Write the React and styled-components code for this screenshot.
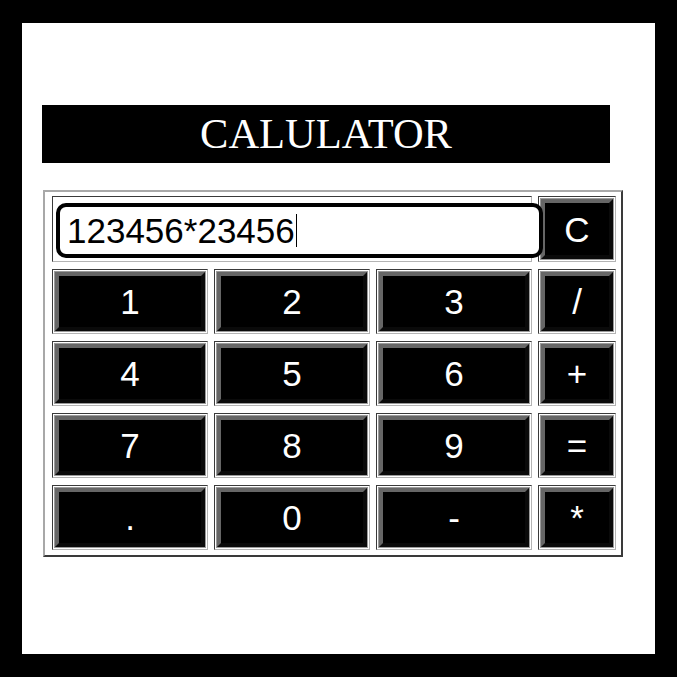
import React from "react";
import styled, { createGlobalStyle } from "styled-components";

const Global = createGlobalStyle`
  html, body { margin: 0; padding: 0; background: #000; }
  body { font-family: "Liberation Sans", Arial, sans-serif; }
`;

const Page = styled.div`
  width: 677px;
  height: 677px;
  box-sizing: border-box;
  padding: 23px 22px 23px 22px;
  background: #000;
`;

const Sheet = styled.main`
  width: 100%;
  height: 100%;
  background: #fff;
  box-sizing: border-box;
  padding: 82px 0 0 20px;
  display: flex;
  flex-direction: column;
  align-items: flex-start;
`;

const TitleBar = styled.h1`
  margin: 0;
  width: 568px;
  height: 58px;
  background: #000;
  color: #fff;
  font-family: "Liberation Serif", "Times New Roman", serif;
  font-weight: 400;
  font-size: 42.5px;
  line-height: 58px;
  text-align: center;
`;

const Keypad = styled.div`
  margin: 27px 0 0 1px;
  display: grid;
  grid-template-columns: 156px 156px 156px 78px;
  grid-template-rows: 66px repeat(4, 65px);
  gap: 7px 6px;
  padding: 4px 5px 5px 7px;
  border: 2px solid;
  border-color: #a8a8a8 #3a3a3a #3a3a3a #a8a8a8;
  background: #fff;
`;

const Cell = styled.div`
  box-sizing: border-box;
  border: 1px solid;
  border-color: #3a3a3a #b4b4b4 #b4b4b4 #3a3a3a;
  padding: ${(p) => (p.$display ? "6px 0 3px 3px" : "2px")};
  grid-column: ${(p) => (p.$span ? `span ${p.$span}` : "auto")};
  display: flex;
  align-items: flex-start;
  background: #fff;
  position: relative;
  z-index: ${(p) => (p.$display ? 2 : 1)};
`;

const Screen = styled.div`
  box-sizing: border-box;
  width: 487px;
  height: 55px;
  border: 4px solid #000;
  border-radius: 10px;
  background: #fff;
  padding: 0 0 0 7px;
  display: flex;
  align-items: center;
  font-family: "Liberation Sans", Arial, sans-serif;
  font-size: 35px;
  color: #000;
  flex-shrink: 0;
`;

const Caret = styled.span`
  display: inline-block;
  width: 1.5px;
  height: 33px;
  margin-left: 1px;
  background: #000;
`;

const Key = styled.button`
  box-sizing: border-box;
  width: 100%;
  height: 100%;
  margin: 0;
  padding: 0;
  background: #000;
  color: #fff;
  border: 4px solid;
  border-color: #666 #0a0a0a #0a0a0a #666;
  box-shadow: 0 0 0 1px #9a9a9a;
  font-family: "Liberation Sans", Arial, sans-serif;
  font-size: 35px;
  line-height: 1;
  display: flex;
  align-items: center;
  justify-content: center;
  cursor: pointer;
`;

const rows = [
  ["1", "2", "3", "/"],
  ["4", "5", "6", "+"],
  ["7", "8", "9", "="],
  [".", "0", "-", "*"],
];

export default function App() {
  return (
    <>
      <Global />
      <Page>
        <Sheet>
          <TitleBar>CALULATOR</TitleBar>
          <Keypad>
            <Cell $span={3} $display>
              <Screen>
                123456*23456
                <Caret />
              </Screen>
            </Cell>
            <Cell>
              <Key>C</Key>
            </Cell>
            {rows.flat().map((k) => (
              <Cell key={k}>
                <Key>{k}</Key>
              </Cell>
            ))}
          </Keypad>
        </Sheet>
      </Page>
    </>
  );
}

Exercise goal: Copy every line of the data exactly as written, excluding the pictures.

Expected answer:
Write the React and styled-components code for this screenshot.
import React from "react";
import styled, { createGlobalStyle } from "styled-components";

const Global = createGlobalStyle`
  html, body { margin: 0; padding: 0; background: #000; }
  body { font-family: "Liberation Sans", Arial, sans-serif; }
`;

const Page = styled.div`
  width: 677px;
  height: 677px;
  box-sizing: border-box;
  padding: 23px 22px 23px 22px;
  background: #000;
`;

const Sheet = styled.main`
  width: 100%;
  height: 100%;
  background: #fff;
  box-sizing: border-box;
  padding: 82px 0 0 20px;
  display: flex;
  flex-direction: column;
  align-items: flex-start;
`;

const TitleBar = styled.h1`
  margin: 0;
  width: 568px;
  height: 58px;
  background: #000;
  color: #fff;
  font-family: "Liberation Serif", "Times New Roman", serif;
  font-weight: 400;
  font-size: 42.5px;
  line-height: 58px;
  text-align: center;
`;

const Keypad = styled.div`
  margin: 27px 0 0 1px;
  display: grid;
  grid-template-columns: 156px 156px 156px 78px;
  grid-template-rows: 66px repeat(4, 65px);
  gap: 7px 6px;
  padding: 4px 5px 5px 7px;
  border: 2px solid;
  border-color: #a8a8a8 #3a3a3a #3a3a3a #a8a8a8;
  background: #fff;
`;

const Cell = styled.div`
  box-sizing: border-box;
  border: 1px solid;
  border-color: #3a3a3a #b4b4b4 #b4b4b4 #3a3a3a;
  padding: ${(p) => (p.$display ? "6px 0 3px 3px" : "2px")};
  grid-column: ${(p) => (p.$span ? `span ${p.$span}` : "auto")};
  display: flex;
  align-items: flex-start;
  background: #fff;
  position: relative;
  z-index: ${(p) => (p.$display ? 2 : 1)};
`;

const Screen = styled.div`
  box-sizing: border-box;
  width: 487px;
  height: 55px;
  border: 4px solid #000;
  border-radius: 10px;
  background: #fff;
  padding: 0 0 0 7px;
  display: flex;
  align-items: center;
  font-family: "Liberation Sans", Arial, sans-serif;
  font-size: 35px;
  color: #000;
  flex-shrink: 0;
`;

const Caret = styled.span`
  display: inline-block;
  width: 1.5px;
  height: 33px;
  margin-left: 1px;
  background: #000;
`;

const Key = styled.button`
  box-sizing: border-box;
  width: 100%;
  height: 100%;
  margin: 0;
  padding: 0;
  background: #000;
  color: #fff;
  border: 4px solid;
  border-color: #666 #0a0a0a #0a0a0a #666;
  box-shadow: 0 0 0 1px #9a9a9a;
  font-family: "Liberation Sans", Arial, sans-serif;
  font-size: 35px;
  line-height: 1;
  display: flex;
  align-items: center;
  justify-content: center;
  cursor: pointer;
`;

const rows = [
  ["1", "2", "3", "/"],
  ["4", "5", "6", "+"],
  ["7", "8", "9", "="],
  [".", "0", "-", "*"],
];

export default function App() {
  return (
    <>
      <Global />
      <Page>
        <Sheet>
          <TitleBar>CALULATOR</TitleBar>
          <Keypad>
            <Cell $span={3} $display>
              <Screen>
                123456*23456
                <Caret />
              </Screen>
            </Cell>
            <Cell>
              <Key>C</Key>
            </Cell>
            {rows.flat().map((k) => (
              <Cell key={k}>
                <Key>{k}</Key>
              </Cell>
            ))}
          </Keypad>
        </Sheet>
      </Page>
    </>
  );
}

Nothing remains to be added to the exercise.